If all else fails the is nearly always space at the top of the park 'in the trees' where the occasional RV parks up.

Hope this helps.

Mal


----------



## teemyob (Nov 22, 2005)

*Twice*

Hello,

Stayed twice with ours (over 9m with the bike rack on).

The Pitches are very tight and you have to watch out for the trees and or covers.

I have seen RV's with trailers. You just may not have a wide choice of pitches. If you have a Satellite, many pitches cannot see the sky.

Hope this helps?

TM


----------



## Chrisv (Jun 10, 2007)

Hello,
We're there at the moment and they are in the process of taking down the metal structures on each pitch. As someone moves off they move in and take down the top rails. They have just put a sign up to say that they are going to complete the rest on the 1st,2nd and 3rd Oct. Not sure if that means the posts as well. If the posts are coming down then you will have a little more room. 
However, I think you would only fit on some pitches (not on ours for instance) but I'm sure there will be room on the 'Green' pitches at the top of the site as said already.

Chris


----------



## peedee (May 10, 2005)

I have stayed there a couple of times and found it a bit tight with a 7.25m motorhome. The overhead bars were never a problem it was the depth of the pitches and the available turning space that caused me problems. That said I have seen larger outfits parked up and as someone has already said anything larger and your pitch choice could be limited. If it was very busy it might be a real problem.
peedee


----------



## WingPete (Jan 29, 2006)

*Thanks*

Seems my fears may be unfounded, so will be there in Dec, hopefully, to continue my honeymoon !

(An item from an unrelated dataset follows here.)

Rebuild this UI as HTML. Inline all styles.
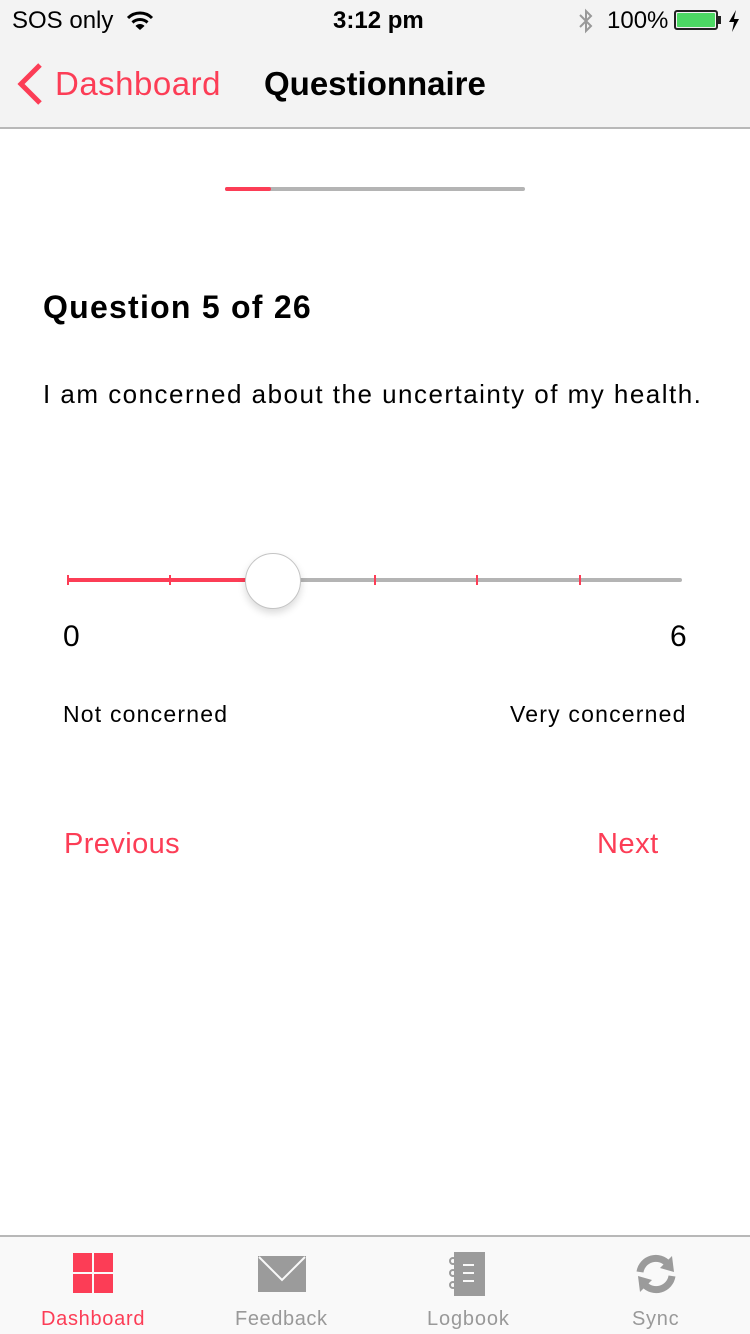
<!DOCTYPE html>
<html><head><meta charset="utf-8"><style>
*{margin:0;padding:0;box-sizing:border-box}
body{width:750px;height:1334px;background:#fff;font-family:"Liberation Sans",Helvetica,sans-serif;position:relative;overflow:hidden}
.abs{position:absolute}
.top{left:0;top:0;width:750px;height:129px;background:#f3f3f3;border-bottom:2px solid #b8b8b8}
.red{color:#fc3d56}
</style></head><body>
<div class="abs top"></div>
<div class="abs" style="left:12px;top:7px;font-size:24px;color:#000">SOS only</div>
<svg class="abs" style="left:126px;top:10px" width="28" height="22" viewBox="0 0 28 22"><path d="M2 8 A17 17 0 0 1 26 8" stroke="#000" stroke-width="3" fill="none"/><path d="M6.5 12.5 A11 11 0 0 1 21.5 12.5" stroke="#000" stroke-width="3" fill="none"/><path d="M14 20 L9.5 16 A6 6 0 0 1 18.5 16 Z" fill="#000"/></svg>
<div class="abs" style="left:333px;top:7px;font-size:24px;font-weight:bold">3:12 pm</div>
<svg class="abs" style="left:577px;top:8px" width="18" height="26" viewBox="0 0 18 26"><path d="M3 7 L14 18 L9 23 L9 3 L14 8 L3 19" stroke="#999" stroke-width="2" fill="none"/></svg>
<div class="abs" style="left:607px;top:7px;font-size:24px">100%</div>
<div class="abs" style="left:674px;top:10px;width:44px;height:20px;border:2px solid #222;border-radius:3px;padding:1px"><div style="width:100%;height:100%;background:#4cd964;border-radius:1px"></div></div>
<div class="abs" style="left:718px;top:16px;width:3px;height:8px;background:#222"></div>
<svg class="abs" style="left:728px;top:10px" width="12" height="22" viewBox="0 0 12 22"><path d="M8 0 L1 12 L6 12 L4 22 L11 9 L6 9 Z" fill="#000"/></svg>
<svg class="abs" style="left:14px;top:62px" width="30" height="44" viewBox="0 0 30 44"><path d="M26 3 L7 22 L26 41" stroke="#fc3d56" stroke-width="5" fill="none"/></svg>
<div class="abs red" style="left:55px;top:65px;font-size:33px;letter-spacing:0.5px">Dashboard</div>
<div class="abs" style="left:264px;top:65px;font-size:33px;font-weight:bold">Questionnaire</div>

<div class="abs" style="left:225px;top:187px;width:300px;height:4px;background:#b4b4b4;border-radius:2px"></div>
<div class="abs" style="left:225px;top:187px;width:46px;height:4px;background:#fc3d56;border-radius:2px"></div>

<div class="abs" style="left:43px;top:289px;font-size:32px;font-weight:bold;letter-spacing:1.25px">Question 5 of 26</div>
<div class="abs" style="left:43px;top:379px;font-size:26px;letter-spacing:1.48px">I am concerned about the uncertainty of my health.</div>

<div class="abs" style="left:67px;top:578px;width:615px;height:4px;background:#b4b4b4;border-radius:2px"></div>
<div class="abs" style="left:67px;top:578px;width:206px;height:4px;background:#fc3d56"></div>
<div class="abs" style="left:67px;top:575px;width:2px;height:10px;background:#fc3d56"></div>
<div class="abs" style="left:169px;top:575px;width:2px;height:10px;background:#fc3d56"></div>
<div class="abs" style="left:374px;top:575px;width:2px;height:10px;background:#fc3d56"></div>
<div class="abs" style="left:476px;top:575px;width:2px;height:10px;background:#fc3d56"></div>
<div class="abs" style="left:579px;top:575px;width:2px;height:10px;background:#fc3d56"></div>
<div class="abs" style="left:245px;top:553px;width:56px;height:56px;border-radius:50%;background:#fff;border:1px solid #c4c4c4;box-shadow:0 4px 8px rgba(0,0,0,.15)"></div>

<div class="abs" style="left:63px;top:620px;font-size:30px">0</div>
<div class="abs" style="left:670px;top:620px;font-size:30px">6</div>
<div class="abs" style="left:63px;top:701px;font-size:23px;letter-spacing:1.2px">Not concerned</div>
<div class="abs" style="left:510px;top:701px;font-size:23px;letter-spacing:1.2px">Very concerned</div>
<div class="abs red" style="left:64px;top:828px;font-size:29px;letter-spacing:0.4px">Previous</div>
<div class="abs red" style="left:597px;top:828px;font-size:29px;letter-spacing:0.5px">Next</div>

<div class="abs" style="left:0;top:1235px;width:750px;height:99px;background:#f9f9f9;border-top:2px solid #b8b8b8"></div>
<svg class="abs" style="left:73px;top:1253px" width="40" height="40" viewBox="0 0 40 40"><rect x="0" y="0" width="19" height="19" fill="#fc3d56"/><rect x="21" y="0" width="19" height="19" fill="#fc3d56"/><rect x="0" y="21" width="19" height="19" fill="#fc3d56"/><rect x="21" y="21" width="19" height="19" fill="#fc3d56"/></svg>
<svg class="abs" style="left:258px;top:1256px" width="48" height="36" viewBox="0 0 48 36"><rect width="48" height="36" fill="#9b9b9b"/><path d="M1 1 L24 24 L47 1" stroke="#f9f9f9" stroke-width="2" fill="none"/></svg>
<svg class="abs" style="left:449px;top:1252px" width="36" height="44" viewBox="0 0 36 44"><rect x="5" y="0" width="31" height="44" fill="#9b9b9b"/><circle cx="4" cy="9" r="3" fill="none" stroke="#9b9b9b" stroke-width="2"/><circle cx="4" cy="21" r="3" fill="none" stroke="#9b9b9b" stroke-width="2"/><circle cx="4" cy="33" r="3" fill="none" stroke="#9b9b9b" stroke-width="2"/><path d="M14 13 H25 M14 21 H25 M14 29 H25" stroke="#f9f9f9" stroke-width="2"/></svg>
<svg class="abs" style="left:634px;top:1254px" width="44" height="40" viewBox="0 0 44 40"><path d="M6 18 A16 16 0 0 1 34 10" stroke="#9b9b9b" stroke-width="7" fill="none"/><path d="M38 2 L40 18 L26 14 Z" fill="#9b9b9b"/><path d="M38 22 A16 16 0 0 1 10 30" stroke="#9b9b9b" stroke-width="7" fill="none"/><path d="M6 38 L4 22 L18 26 Z" fill="#9b9b9b"/></svg>
<div class="abs red" style="left:41px;top:1308px;font-size:20px;letter-spacing:0.7px">Dashboard</div>
<div class="abs" style="left:235px;top:1308px;font-size:20px;color:#999;letter-spacing:0.6px">Feedback</div>
<div class="abs" style="left:427px;top:1308px;font-size:20px;color:#999;letter-spacing:0.85px">Logbook</div>
<div class="abs" style="left:632px;top:1308px;font-size:20px;color:#999;letter-spacing:0.7px">Sync</div>
</body></html>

OOOPPPS, that coud mean noisy nights from neighbours.


----------



## suedew (May 10, 2005)

We are also there/here, watched a large RV park up today, wouldn't be space where we are, but room at the back, we are on a pitch where the metal overhead structures have been removed. Doubt, du to concrete they re bedded in, that the upright posts will be removed.
Windy here tonight but still nice and warm.

Sue (and John)


----------



## MyGalSal (Dec 8, 2008)

No problem at all for your van. We have been there many times. Our van is 7.3m. Have seen Burstner rallies and people with the Elegance 821 parked comfortably. There are some pitches that would be tight but the pitches up toward the back are fine. 
Enjoy. We won't be there again until March.

Sal

PS Glad to hear they are taking the metal work down. I hate it.


----------